[SET EXERCISE] Provide an exact copy of the data, excluding the images.

:: DATA LINES ::

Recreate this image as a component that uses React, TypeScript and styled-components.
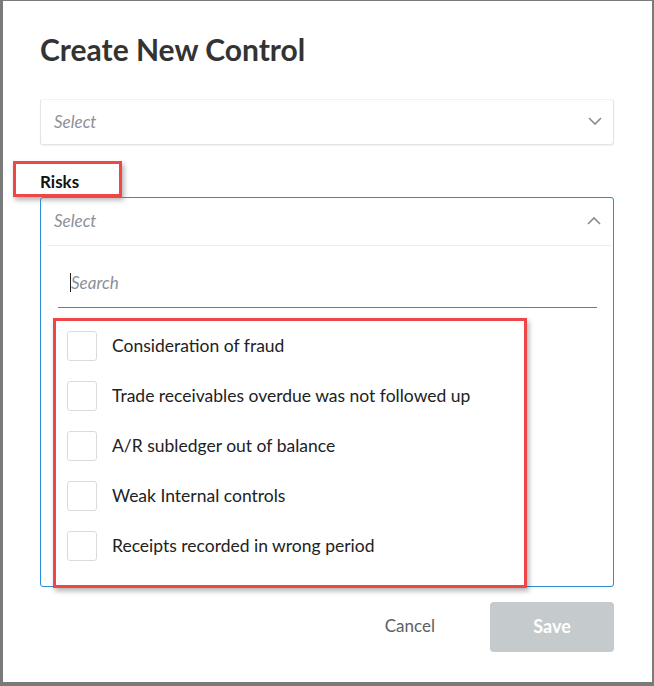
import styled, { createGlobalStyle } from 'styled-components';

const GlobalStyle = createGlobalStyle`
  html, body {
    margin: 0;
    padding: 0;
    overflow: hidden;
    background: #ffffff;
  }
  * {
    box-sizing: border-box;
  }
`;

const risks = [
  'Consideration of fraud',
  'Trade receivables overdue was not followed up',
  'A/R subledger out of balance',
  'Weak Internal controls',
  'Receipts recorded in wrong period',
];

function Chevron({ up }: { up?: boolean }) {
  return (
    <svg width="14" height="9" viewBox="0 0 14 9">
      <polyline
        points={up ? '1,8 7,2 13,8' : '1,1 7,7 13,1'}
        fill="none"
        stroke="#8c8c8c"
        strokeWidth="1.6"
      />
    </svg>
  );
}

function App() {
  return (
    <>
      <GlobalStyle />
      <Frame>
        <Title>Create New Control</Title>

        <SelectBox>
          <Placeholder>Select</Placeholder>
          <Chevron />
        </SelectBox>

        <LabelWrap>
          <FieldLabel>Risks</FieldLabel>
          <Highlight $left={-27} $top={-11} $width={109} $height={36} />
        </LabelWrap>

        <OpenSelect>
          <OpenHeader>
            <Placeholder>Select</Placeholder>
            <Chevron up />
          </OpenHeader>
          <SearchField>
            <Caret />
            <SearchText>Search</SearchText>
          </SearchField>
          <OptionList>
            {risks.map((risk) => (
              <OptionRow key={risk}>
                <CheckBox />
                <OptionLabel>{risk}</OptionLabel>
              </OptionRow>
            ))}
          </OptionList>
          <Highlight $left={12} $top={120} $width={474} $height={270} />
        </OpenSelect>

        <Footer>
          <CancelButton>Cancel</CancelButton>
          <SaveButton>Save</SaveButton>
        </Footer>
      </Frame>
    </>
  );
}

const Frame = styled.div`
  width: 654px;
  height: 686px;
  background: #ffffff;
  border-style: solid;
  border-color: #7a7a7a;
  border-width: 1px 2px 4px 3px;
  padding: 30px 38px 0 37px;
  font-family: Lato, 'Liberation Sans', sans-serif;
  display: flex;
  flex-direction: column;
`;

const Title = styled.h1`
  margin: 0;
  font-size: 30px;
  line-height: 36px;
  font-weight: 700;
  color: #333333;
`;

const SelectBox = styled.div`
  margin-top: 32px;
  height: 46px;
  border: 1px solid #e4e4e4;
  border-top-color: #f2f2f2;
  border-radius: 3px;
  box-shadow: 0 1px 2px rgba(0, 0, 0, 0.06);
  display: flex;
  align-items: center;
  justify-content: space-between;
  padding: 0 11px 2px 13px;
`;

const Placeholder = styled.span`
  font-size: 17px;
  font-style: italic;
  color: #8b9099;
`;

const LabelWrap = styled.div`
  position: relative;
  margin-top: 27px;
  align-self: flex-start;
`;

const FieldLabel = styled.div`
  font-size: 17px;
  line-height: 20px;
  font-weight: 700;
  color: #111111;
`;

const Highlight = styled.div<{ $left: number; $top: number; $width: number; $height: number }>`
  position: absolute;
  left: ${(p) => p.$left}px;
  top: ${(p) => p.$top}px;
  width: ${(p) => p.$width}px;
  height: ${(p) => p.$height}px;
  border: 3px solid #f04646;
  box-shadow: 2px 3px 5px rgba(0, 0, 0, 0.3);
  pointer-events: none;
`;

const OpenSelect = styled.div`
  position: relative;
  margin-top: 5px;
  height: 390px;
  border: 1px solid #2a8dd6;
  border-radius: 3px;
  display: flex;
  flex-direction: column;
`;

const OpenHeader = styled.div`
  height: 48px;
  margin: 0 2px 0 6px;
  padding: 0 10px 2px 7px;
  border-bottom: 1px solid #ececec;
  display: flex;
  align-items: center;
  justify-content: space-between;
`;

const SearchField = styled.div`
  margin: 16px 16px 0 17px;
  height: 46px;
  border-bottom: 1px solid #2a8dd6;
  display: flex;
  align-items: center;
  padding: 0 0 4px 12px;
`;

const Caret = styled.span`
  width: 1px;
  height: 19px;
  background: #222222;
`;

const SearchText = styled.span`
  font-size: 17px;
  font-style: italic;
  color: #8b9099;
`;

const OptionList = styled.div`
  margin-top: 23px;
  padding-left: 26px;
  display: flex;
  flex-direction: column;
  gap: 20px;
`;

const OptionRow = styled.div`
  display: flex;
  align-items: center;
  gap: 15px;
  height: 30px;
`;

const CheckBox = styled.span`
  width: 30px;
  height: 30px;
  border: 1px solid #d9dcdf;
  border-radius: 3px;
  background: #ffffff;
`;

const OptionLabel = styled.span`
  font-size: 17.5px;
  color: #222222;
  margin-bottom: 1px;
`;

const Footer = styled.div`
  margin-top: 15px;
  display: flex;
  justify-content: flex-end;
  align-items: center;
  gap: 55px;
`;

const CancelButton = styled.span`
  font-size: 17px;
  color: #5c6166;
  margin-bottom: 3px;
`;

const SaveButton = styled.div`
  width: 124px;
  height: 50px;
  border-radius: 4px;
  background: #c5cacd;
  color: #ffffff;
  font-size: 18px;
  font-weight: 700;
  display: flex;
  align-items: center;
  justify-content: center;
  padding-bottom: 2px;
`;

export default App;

:::

[FINAL RESULT]
Recreate this image as a component that uses React, TypeScript and styled-components.
import styled, { createGlobalStyle } from 'styled-components';

const GlobalStyle = createGlobalStyle`
  html, body {
    margin: 0;
    padding: 0;
    overflow: hidden;
    background: #ffffff;
  }
  * {
    box-sizing: border-box;
  }
`;

const risks = [
  'Consideration of fraud',
  'Trade receivables overdue was not followed up',
  'A/R subledger out of balance',
  'Weak Internal controls',
  'Receipts recorded in wrong period',
];

function Chevron({ up }: { up?: boolean }) {
  return (
    <svg width="14" height="9" viewBox="0 0 14 9">
      <polyline
        points={up ? '1,8 7,2 13,8' : '1,1 7,7 13,1'}
        fill="none"
        stroke="#8c8c8c"
        strokeWidth="1.6"
      />
    </svg>
  );
}

function App() {
  return (
    <>
      <GlobalStyle />
      <Frame>
        <Title>Create New Control</Title>

        <SelectBox>
          <Placeholder>Select</Placeholder>
          <Chevron />
        </SelectBox>

        <LabelWrap>
          <FieldLabel>Risks</FieldLabel>
          <Highlight $left={-27} $top={-11} $width={109} $height={36} />
        </LabelWrap>

        <OpenSelect>
          <OpenHeader>
            <Placeholder>Select</Placeholder>
            <Chevron up />
          </OpenHeader>
          <SearchField>
            <Caret />
            <SearchText>Search</SearchText>
          </SearchField>
          <OptionList>
            {risks.map((risk) => (
              <OptionRow key={risk}>
                <CheckBox />
                <OptionLabel>{risk}</OptionLabel>
              </OptionRow>
            ))}
          </OptionList>
          <Highlight $left={12} $top={120} $width={474} $height={270} />
        </OpenSelect>

        <Footer>
          <CancelButton>Cancel</CancelButton>
          <SaveButton>Save</SaveButton>
        </Footer>
      </Frame>
    </>
  );
}

const Frame = styled.div`
  width: 654px;
  height: 686px;
  background: #ffffff;
  border-style: solid;
  border-color: #7a7a7a;
  border-width: 1px 2px 4px 3px;
  padding: 30px 38px 0 37px;
  font-family: Lato, 'Liberation Sans', sans-serif;
  display: flex;
  flex-direction: column;
`;

const Title = styled.h1`
  margin: 0;
  font-size: 30px;
  line-height: 36px;
  font-weight: 700;
  color: #333333;
`;

const SelectBox = styled.div`
  margin-top: 32px;
  height: 46px;
  border: 1px solid #e4e4e4;
  border-top-color: #f2f2f2;
  border-radius: 3px;
  box-shadow: 0 1px 2px rgba(0, 0, 0, 0.06);
  display: flex;
  align-items: center;
  justify-content: space-between;
  padding: 0 11px 2px 13px;
`;

const Placeholder = styled.span`
  font-size: 17px;
  font-style: italic;
  color: #8b9099;
`;

const LabelWrap = styled.div`
  position: relative;
  margin-top: 27px;
  align-self: flex-start;
`;

const FieldLabel = styled.div`
  font-size: 17px;
  line-height: 20px;
  font-weight: 700;
  color: #111111;
`;

const Highlight = styled.div<{ $left: number; $top: number; $width: number; $height: number }>`
  position: absolute;
  left: ${(p) => p.$left}px;
  top: ${(p) => p.$top}px;
  width: ${(p) => p.$width}px;
  height: ${(p) => p.$height}px;
  border: 3px solid #f04646;
  box-shadow: 2px 3px 5px rgba(0, 0, 0, 0.3);
  pointer-events: none;
`;

const OpenSelect = styled.div`
  position: relative;
  margin-top: 5px;
  height: 390px;
  border: 1px solid #2a8dd6;
  border-radius: 3px;
  display: flex;
  flex-direction: column;
`;

const OpenHeader = styled.div`
  height: 48px;
  margin: 0 2px 0 6px;
  padding: 0 10px 2px 7px;
  border-bottom: 1px solid #ececec;
  display: flex;
  align-items: center;
  justify-content: space-between;
`;

const SearchField = styled.div`
  margin: 16px 16px 0 17px;
  height: 46px;
  border-bottom: 1px solid #2a8dd6;
  display: flex;
  align-items: center;
  padding: 0 0 4px 12px;
`;

const Caret = styled.span`
  width: 1px;
  height: 19px;
  background: #222222;
`;

const SearchText = styled.span`
  font-size: 17px;
  font-style: italic;
  color: #8b9099;
`;

const OptionList = styled.div`
  margin-top: 23px;
  padding-left: 26px;
  display: flex;
  flex-direction: column;
  gap: 20px;
`;

const OptionRow = styled.div`
  display: flex;
  align-items: center;
  gap: 15px;
  height: 30px;
`;

const CheckBox = styled.span`
  width: 30px;
  height: 30px;
  border: 1px solid #d9dcdf;
  border-radius: 3px;
  background: #ffffff;
`;

const OptionLabel = styled.span`
  font-size: 17.5px;
  color: #222222;
  margin-bottom: 1px;
`;

const Footer = styled.div`
  margin-top: 15px;
  display: flex;
  justify-content: flex-end;
  align-items: center;
  gap: 55px;
`;

const CancelButton = styled.span`
  font-size: 17px;
  color: #5c6166;
  margin-bottom: 3px;
`;

const SaveButton = styled.div`
  width: 124px;
  height: 50px;
  border-radius: 4px;
  background: #c5cacd;
  color: #ffffff;
  font-size: 18px;
  font-weight: 700;
  display: flex;
  align-items: center;
  justify-content: center;
  padding-bottom: 2px;
`;

export default App;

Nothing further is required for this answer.